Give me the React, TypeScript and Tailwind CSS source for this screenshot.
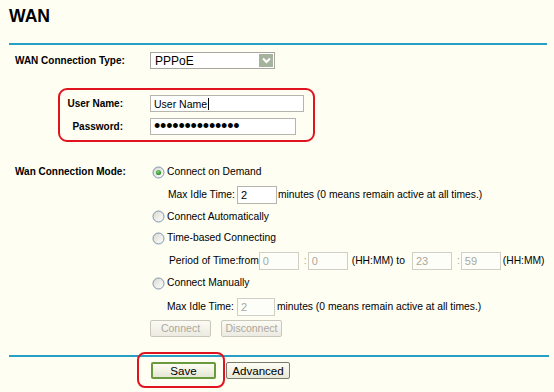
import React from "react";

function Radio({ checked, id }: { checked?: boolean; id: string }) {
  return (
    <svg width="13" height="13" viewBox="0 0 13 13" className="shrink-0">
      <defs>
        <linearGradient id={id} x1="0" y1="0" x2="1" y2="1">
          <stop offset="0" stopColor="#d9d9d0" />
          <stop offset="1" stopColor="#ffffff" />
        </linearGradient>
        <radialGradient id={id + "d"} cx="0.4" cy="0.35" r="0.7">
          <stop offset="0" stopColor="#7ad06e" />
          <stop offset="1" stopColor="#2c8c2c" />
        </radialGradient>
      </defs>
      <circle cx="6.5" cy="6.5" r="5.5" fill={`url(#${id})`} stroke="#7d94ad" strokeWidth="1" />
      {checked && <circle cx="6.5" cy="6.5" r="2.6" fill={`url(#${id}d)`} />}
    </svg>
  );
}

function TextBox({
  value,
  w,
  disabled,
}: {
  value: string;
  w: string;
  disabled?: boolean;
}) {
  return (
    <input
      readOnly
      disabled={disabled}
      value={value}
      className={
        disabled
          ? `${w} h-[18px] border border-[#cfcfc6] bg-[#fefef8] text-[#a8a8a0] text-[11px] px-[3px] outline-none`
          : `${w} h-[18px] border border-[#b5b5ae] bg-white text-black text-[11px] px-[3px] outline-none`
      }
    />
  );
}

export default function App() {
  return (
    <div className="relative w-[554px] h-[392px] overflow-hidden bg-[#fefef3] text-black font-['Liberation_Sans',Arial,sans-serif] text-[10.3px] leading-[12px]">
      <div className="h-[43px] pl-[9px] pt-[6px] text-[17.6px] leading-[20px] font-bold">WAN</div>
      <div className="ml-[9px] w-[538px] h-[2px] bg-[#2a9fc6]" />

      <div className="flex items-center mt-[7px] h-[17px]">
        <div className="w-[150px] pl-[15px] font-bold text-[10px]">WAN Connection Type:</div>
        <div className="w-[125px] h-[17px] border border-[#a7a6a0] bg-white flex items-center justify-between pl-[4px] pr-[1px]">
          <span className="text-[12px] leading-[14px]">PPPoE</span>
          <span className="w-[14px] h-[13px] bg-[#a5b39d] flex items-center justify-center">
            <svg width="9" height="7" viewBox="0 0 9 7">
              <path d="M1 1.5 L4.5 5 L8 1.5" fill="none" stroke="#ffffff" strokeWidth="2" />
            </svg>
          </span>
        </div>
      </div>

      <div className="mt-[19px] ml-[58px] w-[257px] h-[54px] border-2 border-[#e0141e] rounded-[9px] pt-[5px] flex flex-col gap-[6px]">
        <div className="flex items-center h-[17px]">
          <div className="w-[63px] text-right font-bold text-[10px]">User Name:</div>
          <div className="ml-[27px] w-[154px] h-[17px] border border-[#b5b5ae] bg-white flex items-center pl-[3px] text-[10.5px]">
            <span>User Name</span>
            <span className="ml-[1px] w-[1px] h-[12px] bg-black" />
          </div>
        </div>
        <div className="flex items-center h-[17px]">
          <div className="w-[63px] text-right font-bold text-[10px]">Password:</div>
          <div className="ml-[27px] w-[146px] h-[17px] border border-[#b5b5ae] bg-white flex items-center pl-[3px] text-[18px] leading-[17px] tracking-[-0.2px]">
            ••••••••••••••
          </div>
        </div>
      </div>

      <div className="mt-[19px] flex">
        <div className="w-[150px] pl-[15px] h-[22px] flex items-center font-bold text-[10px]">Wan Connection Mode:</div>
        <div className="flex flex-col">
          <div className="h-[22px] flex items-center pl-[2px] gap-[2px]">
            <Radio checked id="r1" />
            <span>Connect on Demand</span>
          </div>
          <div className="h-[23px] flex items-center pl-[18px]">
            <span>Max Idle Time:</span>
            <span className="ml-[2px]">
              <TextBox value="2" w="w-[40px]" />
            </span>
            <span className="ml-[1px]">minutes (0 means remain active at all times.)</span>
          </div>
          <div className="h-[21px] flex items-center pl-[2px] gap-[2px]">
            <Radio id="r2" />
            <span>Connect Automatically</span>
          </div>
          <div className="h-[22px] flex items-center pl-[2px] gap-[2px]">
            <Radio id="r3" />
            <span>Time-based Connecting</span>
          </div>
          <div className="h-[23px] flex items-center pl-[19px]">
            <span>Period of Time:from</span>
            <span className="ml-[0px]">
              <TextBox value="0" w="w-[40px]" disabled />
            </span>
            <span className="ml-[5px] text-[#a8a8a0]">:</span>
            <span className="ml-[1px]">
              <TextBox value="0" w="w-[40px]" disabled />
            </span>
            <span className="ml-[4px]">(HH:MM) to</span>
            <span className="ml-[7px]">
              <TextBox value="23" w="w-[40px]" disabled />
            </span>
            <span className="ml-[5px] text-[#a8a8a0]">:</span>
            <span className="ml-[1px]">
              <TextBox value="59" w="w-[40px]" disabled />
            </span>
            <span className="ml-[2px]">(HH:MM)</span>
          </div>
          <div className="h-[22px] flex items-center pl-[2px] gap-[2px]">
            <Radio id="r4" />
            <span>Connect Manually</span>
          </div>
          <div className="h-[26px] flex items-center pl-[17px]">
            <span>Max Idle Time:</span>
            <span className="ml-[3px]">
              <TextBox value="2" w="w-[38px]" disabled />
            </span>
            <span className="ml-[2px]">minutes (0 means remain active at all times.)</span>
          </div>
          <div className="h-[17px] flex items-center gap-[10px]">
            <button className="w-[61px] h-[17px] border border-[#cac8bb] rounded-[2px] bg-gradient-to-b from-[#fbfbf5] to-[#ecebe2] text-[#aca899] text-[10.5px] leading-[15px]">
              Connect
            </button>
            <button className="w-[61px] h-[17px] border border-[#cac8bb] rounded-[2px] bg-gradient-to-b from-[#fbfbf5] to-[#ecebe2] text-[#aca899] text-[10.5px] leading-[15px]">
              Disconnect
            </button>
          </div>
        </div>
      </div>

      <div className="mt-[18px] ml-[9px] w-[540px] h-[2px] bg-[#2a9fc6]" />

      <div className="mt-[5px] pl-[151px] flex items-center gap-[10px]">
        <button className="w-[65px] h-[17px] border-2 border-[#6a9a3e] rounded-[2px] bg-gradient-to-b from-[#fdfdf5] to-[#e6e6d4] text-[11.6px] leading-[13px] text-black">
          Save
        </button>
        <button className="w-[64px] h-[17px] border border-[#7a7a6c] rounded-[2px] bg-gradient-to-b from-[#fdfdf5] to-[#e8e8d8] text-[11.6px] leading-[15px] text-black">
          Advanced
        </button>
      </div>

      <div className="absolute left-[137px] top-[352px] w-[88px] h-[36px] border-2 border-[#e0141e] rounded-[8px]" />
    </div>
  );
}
------------------------
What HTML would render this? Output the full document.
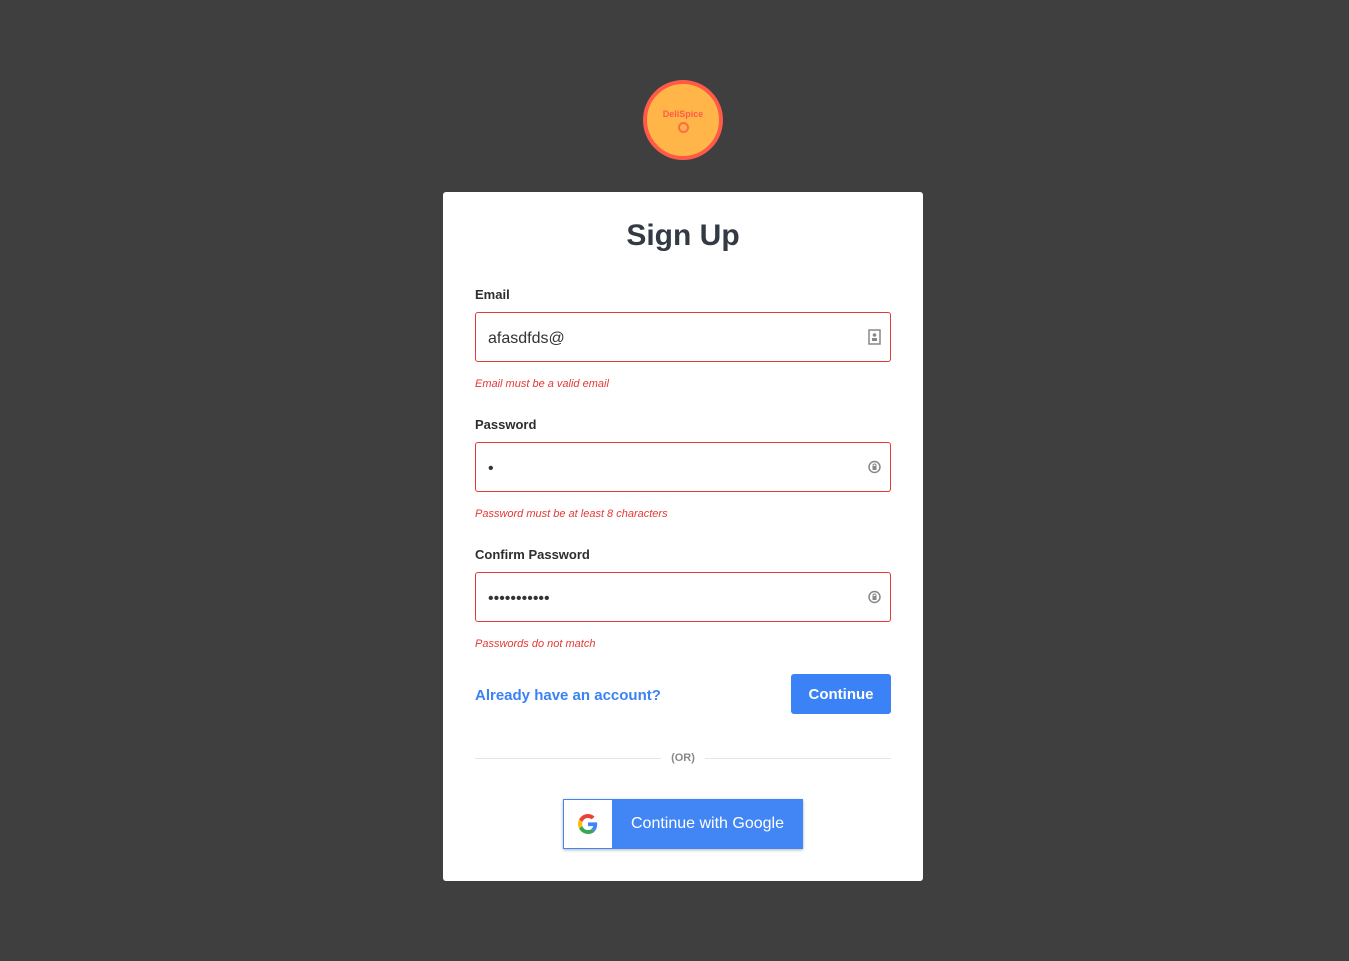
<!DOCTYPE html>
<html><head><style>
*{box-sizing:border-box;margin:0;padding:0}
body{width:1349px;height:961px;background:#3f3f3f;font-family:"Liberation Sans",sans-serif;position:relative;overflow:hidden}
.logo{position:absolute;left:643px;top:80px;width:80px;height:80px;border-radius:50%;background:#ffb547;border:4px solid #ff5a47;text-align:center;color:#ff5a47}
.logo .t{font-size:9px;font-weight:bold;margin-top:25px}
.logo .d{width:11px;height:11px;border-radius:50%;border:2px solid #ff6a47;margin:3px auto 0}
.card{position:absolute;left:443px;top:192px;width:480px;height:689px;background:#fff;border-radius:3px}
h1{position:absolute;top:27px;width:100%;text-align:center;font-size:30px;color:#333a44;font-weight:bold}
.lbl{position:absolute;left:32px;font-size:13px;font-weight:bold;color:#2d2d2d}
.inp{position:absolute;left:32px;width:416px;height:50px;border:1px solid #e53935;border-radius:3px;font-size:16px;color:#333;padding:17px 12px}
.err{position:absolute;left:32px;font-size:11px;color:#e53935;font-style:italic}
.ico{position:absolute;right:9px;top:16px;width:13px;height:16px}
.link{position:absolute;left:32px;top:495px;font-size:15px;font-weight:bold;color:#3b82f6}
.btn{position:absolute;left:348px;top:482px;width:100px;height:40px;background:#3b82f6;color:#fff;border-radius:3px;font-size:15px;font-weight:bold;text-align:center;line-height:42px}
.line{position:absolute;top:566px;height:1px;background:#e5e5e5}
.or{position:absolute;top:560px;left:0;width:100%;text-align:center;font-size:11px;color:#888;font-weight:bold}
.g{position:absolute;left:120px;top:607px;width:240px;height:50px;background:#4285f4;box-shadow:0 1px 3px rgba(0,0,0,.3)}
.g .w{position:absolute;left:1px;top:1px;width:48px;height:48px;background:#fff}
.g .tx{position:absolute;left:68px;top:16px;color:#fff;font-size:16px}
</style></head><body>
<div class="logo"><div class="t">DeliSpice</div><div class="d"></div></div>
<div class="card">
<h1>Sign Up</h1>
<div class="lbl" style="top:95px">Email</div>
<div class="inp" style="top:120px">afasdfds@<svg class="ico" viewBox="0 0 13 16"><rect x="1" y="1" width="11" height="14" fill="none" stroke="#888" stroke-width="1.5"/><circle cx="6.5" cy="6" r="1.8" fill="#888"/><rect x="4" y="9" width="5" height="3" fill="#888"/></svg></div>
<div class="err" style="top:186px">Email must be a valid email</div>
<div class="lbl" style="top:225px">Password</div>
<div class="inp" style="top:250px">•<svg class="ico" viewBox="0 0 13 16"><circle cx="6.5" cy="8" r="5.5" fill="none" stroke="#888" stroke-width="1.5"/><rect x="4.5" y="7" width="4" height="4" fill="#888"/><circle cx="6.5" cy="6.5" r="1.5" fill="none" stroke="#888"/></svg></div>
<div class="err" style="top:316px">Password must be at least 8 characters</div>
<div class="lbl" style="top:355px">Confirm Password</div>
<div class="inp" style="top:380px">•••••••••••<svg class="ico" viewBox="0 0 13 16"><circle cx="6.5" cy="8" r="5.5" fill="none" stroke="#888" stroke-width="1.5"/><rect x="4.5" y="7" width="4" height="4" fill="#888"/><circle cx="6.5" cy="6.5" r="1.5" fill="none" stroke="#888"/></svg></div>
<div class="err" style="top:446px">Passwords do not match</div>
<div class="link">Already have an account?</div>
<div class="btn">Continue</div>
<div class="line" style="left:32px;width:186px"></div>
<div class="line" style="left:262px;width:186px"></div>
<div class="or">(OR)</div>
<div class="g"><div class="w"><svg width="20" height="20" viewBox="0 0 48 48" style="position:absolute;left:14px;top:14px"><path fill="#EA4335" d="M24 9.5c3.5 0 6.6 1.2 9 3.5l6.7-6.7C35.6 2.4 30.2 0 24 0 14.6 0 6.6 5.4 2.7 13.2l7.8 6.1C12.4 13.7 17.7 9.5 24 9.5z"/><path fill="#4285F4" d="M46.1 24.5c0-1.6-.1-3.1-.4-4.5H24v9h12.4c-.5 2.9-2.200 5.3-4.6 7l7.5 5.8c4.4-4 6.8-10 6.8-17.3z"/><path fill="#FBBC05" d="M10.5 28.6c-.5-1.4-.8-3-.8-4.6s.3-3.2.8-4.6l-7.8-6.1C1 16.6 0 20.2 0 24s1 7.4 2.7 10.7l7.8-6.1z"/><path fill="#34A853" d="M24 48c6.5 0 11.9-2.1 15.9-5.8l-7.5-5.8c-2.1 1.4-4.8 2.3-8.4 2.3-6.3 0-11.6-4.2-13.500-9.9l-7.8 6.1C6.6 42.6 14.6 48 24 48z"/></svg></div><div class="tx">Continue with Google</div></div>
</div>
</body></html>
------------------------
GOAL – Keep to the stretch from the line containing "Give me the" through the line containing "import React from", both ends included, and copy it exactly from the listing above, minus the pictures.

ANSWER TO THE PROBLEM –
Give me the React, TypeScript and Tailwind CSS source for this screenshot.
import React from "react";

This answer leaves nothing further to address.